Stored items
---------------

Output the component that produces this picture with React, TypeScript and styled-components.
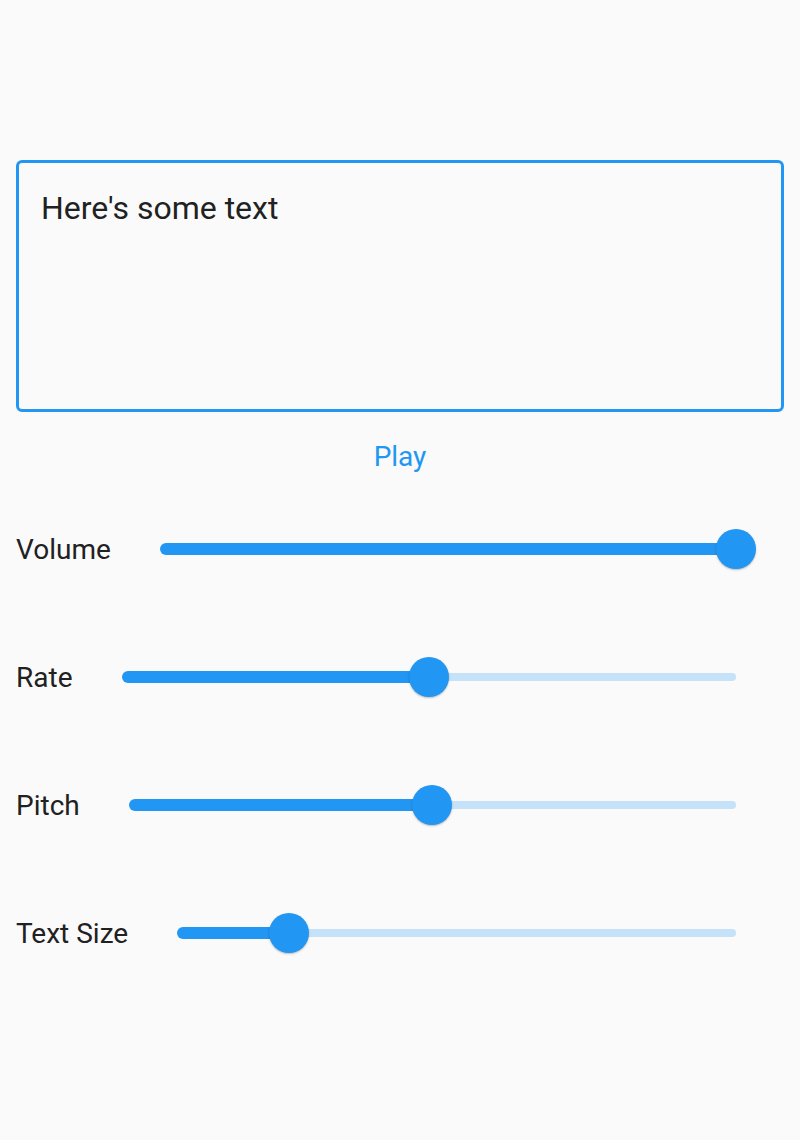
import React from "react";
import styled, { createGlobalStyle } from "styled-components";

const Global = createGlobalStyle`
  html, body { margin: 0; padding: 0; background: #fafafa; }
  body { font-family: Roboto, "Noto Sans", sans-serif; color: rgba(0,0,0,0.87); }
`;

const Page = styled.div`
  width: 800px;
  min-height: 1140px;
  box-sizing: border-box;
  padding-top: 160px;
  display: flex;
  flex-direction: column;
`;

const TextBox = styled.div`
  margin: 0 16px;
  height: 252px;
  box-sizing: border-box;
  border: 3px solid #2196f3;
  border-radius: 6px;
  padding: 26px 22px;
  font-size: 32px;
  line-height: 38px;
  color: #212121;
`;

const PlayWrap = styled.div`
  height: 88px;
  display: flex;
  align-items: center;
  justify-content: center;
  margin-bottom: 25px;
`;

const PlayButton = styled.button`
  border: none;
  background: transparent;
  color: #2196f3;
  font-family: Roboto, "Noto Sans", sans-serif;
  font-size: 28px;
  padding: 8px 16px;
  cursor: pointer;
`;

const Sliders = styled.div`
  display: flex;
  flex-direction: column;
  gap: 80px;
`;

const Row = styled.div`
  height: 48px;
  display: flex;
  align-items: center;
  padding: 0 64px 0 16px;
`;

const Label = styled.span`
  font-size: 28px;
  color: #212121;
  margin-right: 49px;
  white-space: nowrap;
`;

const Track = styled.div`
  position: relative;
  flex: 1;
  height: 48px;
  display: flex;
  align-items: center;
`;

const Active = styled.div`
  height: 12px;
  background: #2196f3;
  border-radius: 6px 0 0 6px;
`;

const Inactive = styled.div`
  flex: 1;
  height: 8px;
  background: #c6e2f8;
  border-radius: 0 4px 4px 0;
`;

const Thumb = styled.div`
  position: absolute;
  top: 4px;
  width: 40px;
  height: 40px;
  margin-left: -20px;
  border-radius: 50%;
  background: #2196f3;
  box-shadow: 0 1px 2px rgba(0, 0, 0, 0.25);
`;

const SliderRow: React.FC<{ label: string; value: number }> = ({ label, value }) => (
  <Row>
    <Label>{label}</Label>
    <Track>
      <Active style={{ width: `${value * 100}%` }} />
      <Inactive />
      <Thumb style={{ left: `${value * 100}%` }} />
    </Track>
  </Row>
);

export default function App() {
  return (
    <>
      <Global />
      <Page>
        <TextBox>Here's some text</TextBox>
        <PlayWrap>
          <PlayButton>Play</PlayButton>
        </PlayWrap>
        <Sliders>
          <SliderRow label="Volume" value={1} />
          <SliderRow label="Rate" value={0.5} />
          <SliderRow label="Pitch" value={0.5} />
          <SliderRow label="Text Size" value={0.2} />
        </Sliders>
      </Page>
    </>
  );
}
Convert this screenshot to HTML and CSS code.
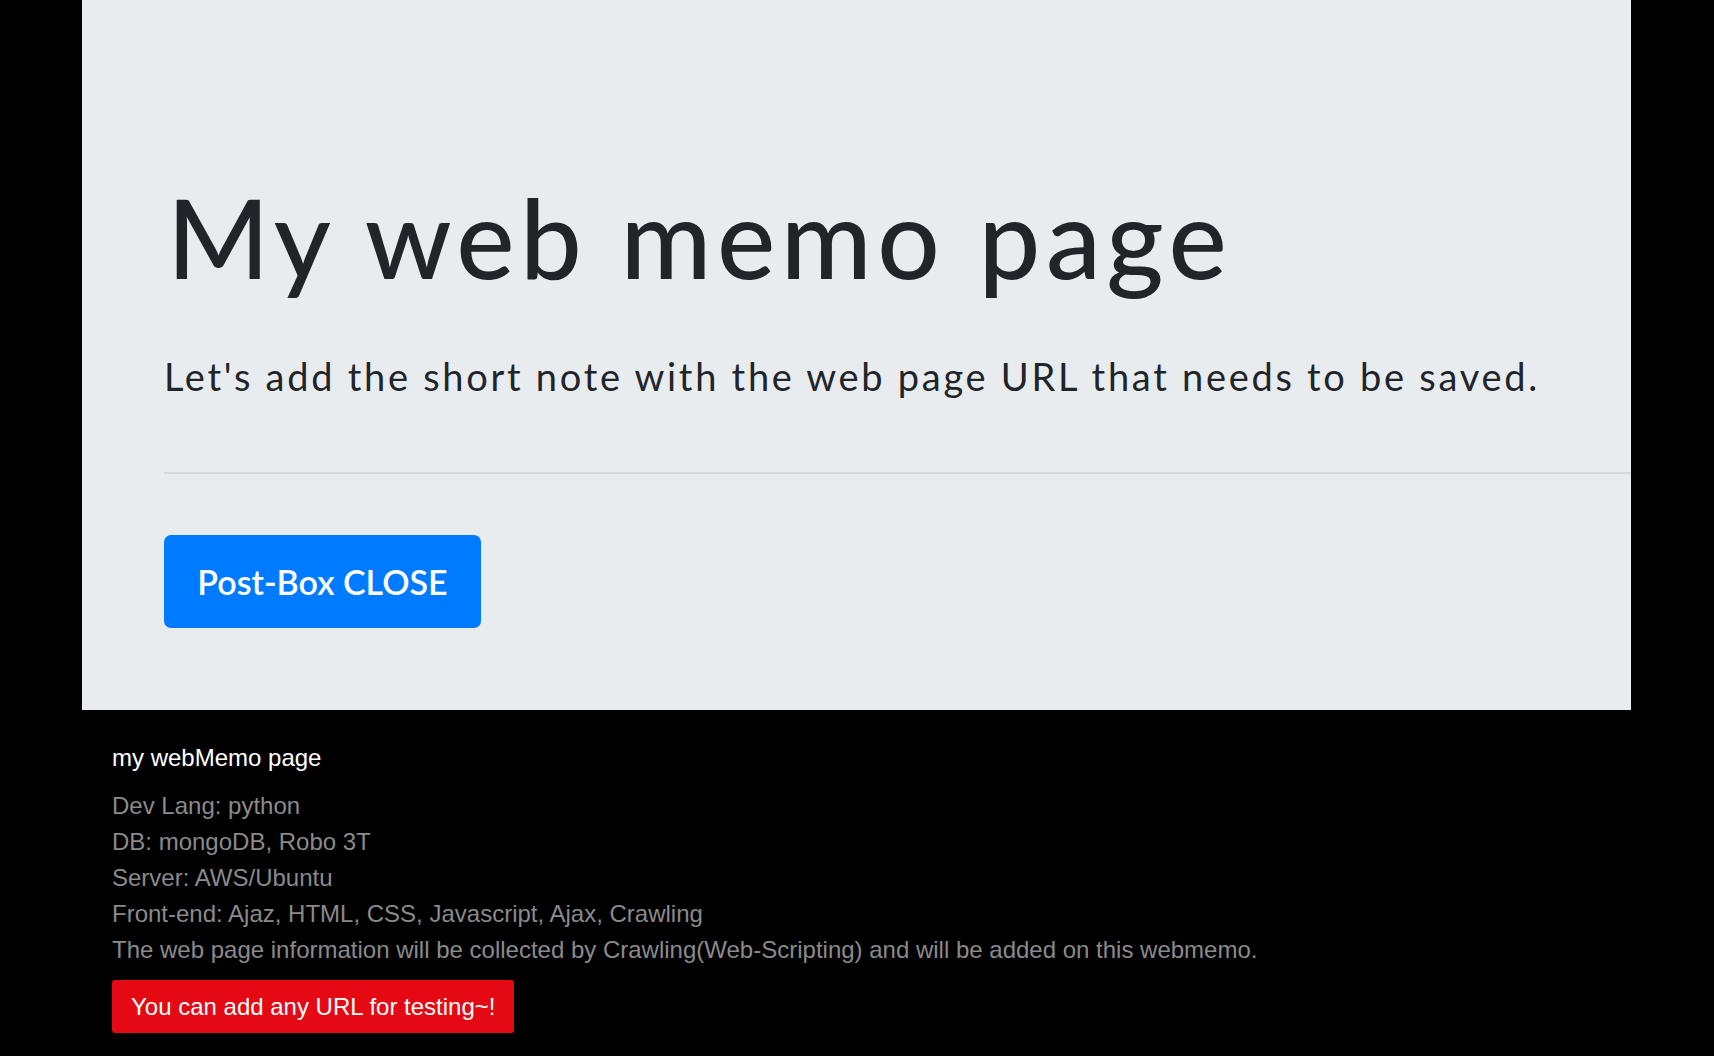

---------------

Instructions for the task:
Leave out the pictures and repeat everything else in the records exactly.

Finished task:
Output the component that produces this picture with React, TypeScript and styled-components.
import React from "react";
import styled, { createGlobalStyle } from "styled-components";

const Global = createGlobalStyle`
  html, body { margin: 0; padding: 0; background: #fafafa; }
  body { font-family: Roboto, "Noto Sans", sans-serif; color: rgba(0,0,0,0.87); }
`;

const Page = styled.div`
  width: 800px;
  min-height: 1140px;
  box-sizing: border-box;
  padding-top: 160px;
  display: flex;
  flex-direction: column;
`;

const TextBox = styled.div`
  margin: 0 16px;
  height: 252px;
  box-sizing: border-box;
  border: 3px solid #2196f3;
  border-radius: 6px;
  padding: 26px 22px;
  font-size: 32px;
  line-height: 38px;
  color: #212121;
`;

const PlayWrap = styled.div`
  height: 88px;
  display: flex;
  align-items: center;
  justify-content: center;
  margin-bottom: 25px;
`;

const PlayButton = styled.button`
  border: none;
  background: transparent;
  color: #2196f3;
  font-family: Roboto, "Noto Sans", sans-serif;
  font-size: 28px;
  padding: 8px 16px;
  cursor: pointer;
`;

const Sliders = styled.div`
  display: flex;
  flex-direction: column;
  gap: 80px;
`;

const Row = styled.div`
  height: 48px;
  display: flex;
  align-items: center;
  padding: 0 64px 0 16px;
`;

const Label = styled.span`
  font-size: 28px;
  color: #212121;
  margin-right: 49px;
  white-space: nowrap;
`;

const Track = styled.div`
  position: relative;
  flex: 1;
  height: 48px;
  display: flex;
  align-items: center;
`;

const Active = styled.div`
  height: 12px;
  background: #2196f3;
  border-radius: 6px 0 0 6px;
`;

const Inactive = styled.div`
  flex: 1;
  height: 8px;
  background: #c6e2f8;
  border-radius: 0 4px 4px 0;
`;

const Thumb = styled.div`
  position: absolute;
  top: 4px;
  width: 40px;
  height: 40px;
  margin-left: -20px;
  border-radius: 50%;
  background: #2196f3;
  box-shadow: 0 1px 2px rgba(0, 0, 0, 0.25);
`;

const SliderRow: React.FC<{ label: string; value: number }> = ({ label, value }) => (
  <Row>
    <Label>{label}</Label>
    <Track>
      <Active style={{ width: `${value * 100}%` }} />
      <Inactive />
      <Thumb style={{ left: `${value * 100}%` }} />
    </Track>
  </Row>
);

export default function App() {
  return (
    <>
      <Global />
      <Page>
        <TextBox>Here's some text</TextBox>
        <PlayWrap>
          <PlayButton>Play</PlayButton>
        </PlayWrap>
        <Sliders>
          <SliderRow label="Volume" value={1} />
          <SliderRow label="Rate" value={0.5} />
          <SliderRow label="Pitch" value={0.5} />
          <SliderRow label="Text Size" value={0.2} />
        </Sliders>
      </Page>
    </>
  );
}
Convert this screenshot to HTML and CSS code.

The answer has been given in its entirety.